In 1995, Americans glued themselves to their TV sets—the advent of America Online and Prodigy did not yet permit livestreaming—to watch the O.J. Simpson trial, which started three weeks after the GOP took control of Congress. Timothy McVeigh's bombing of the Alfred P. Murrah federal building in Oklahoma City killed scores; massacres in Rwanda killed thousands. Israelis and Palestinians reached an accord to hand over the West Bank to Arab control, thereby ensuring everlasting peace in the Middle East.

Meanwhile, an unemployed single mother on welfare was pecking away on a manual typewriter, finishing up the first book about a boy named Harry Potter. J.K. Rowling's series eventually would delight nearly the entire world (it has been translated into 74 languages), sell more than 450 million copies, and the movies would outperform even the Star Wars franchise at the box office.

So you never know.

This isn't to say politics and public affairs leave no mark on the world. Of course they do—and the wrong kinds of policies can do catastrophic harm. Who knows how many works of genius died in Treblinka's gas chambers, Russian gulags, Chinese laogai, or the civil war in Congo?

Still. Political history may be cyclical, or random, or teleological, but science and technology move in only one direction: forward. While we're arguing over Donald Trump's verbal flatulations and Hillary Clinton's emails—while Syrian president Bashar Assad and the Islamic State are competing for the title of Worst Butcher in the Islamic World—scientists 300 feet below the border between Switzerland and France are teasing out the secrets of the universe. They are searching for dark matter particles, and evidence of supersymmetry, and other mysteries with the help of the Large Hadron Collider, which, says Discover Magazine, "recreates the energetic environment of the first thousandth of a billionth of a second of the universe's existence." The LHC already has found the Higgs boson, the "God particle," which helps explain mass and whose existence was predicted 50 years ago.

Let that marinate for a moment. Before the first semiconductor integrated circuit was invented, scientists constructed mathematical models that enabled them to predict—correctly!—the existence of a subatomic particle that would be found only with the help of a supercollider whose construction would not begin until 1998. And what did you do at work today?

This week the Nobel Prize for physics went to two scientists few had ever heard of who showed that neutrinos have mass. Late last month scientists announced they had set a new record for quantum teleportation, transmitting photons instantaneously over 60 miles. What do these things mean for the average Joe in the street? Come back in a couple of decades for the answer.
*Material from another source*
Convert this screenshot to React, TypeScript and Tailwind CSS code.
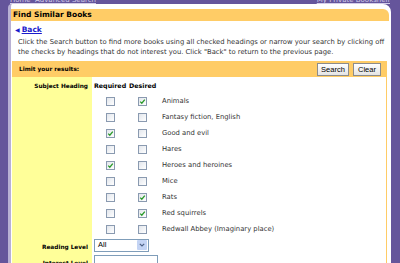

Right now there's a young woman sitting in a Starbucks somewhere, ignoring the dirty looks from the baristas who are mad that she's rented a desk and five hours of free Wi-Fi for the price of an iced latte. But a few months from now she's going to launch the next Uber. Or find a cure for sickle-cell anemia. Or rock the world with a new sound that makes today's music seem like the tinny tune from a jack-in-the-box.

Right now the next Albert Einstein is figuring out cold fusion. The next Faulkner or Orwell or Tolkien is jotting down his big idea. The next Steve Jobs just finished her third-grade spelling test. The Gandhi of the Islamic world just woke up from a nap.

There's a lot of great news happening today. We just won't know about it for a while.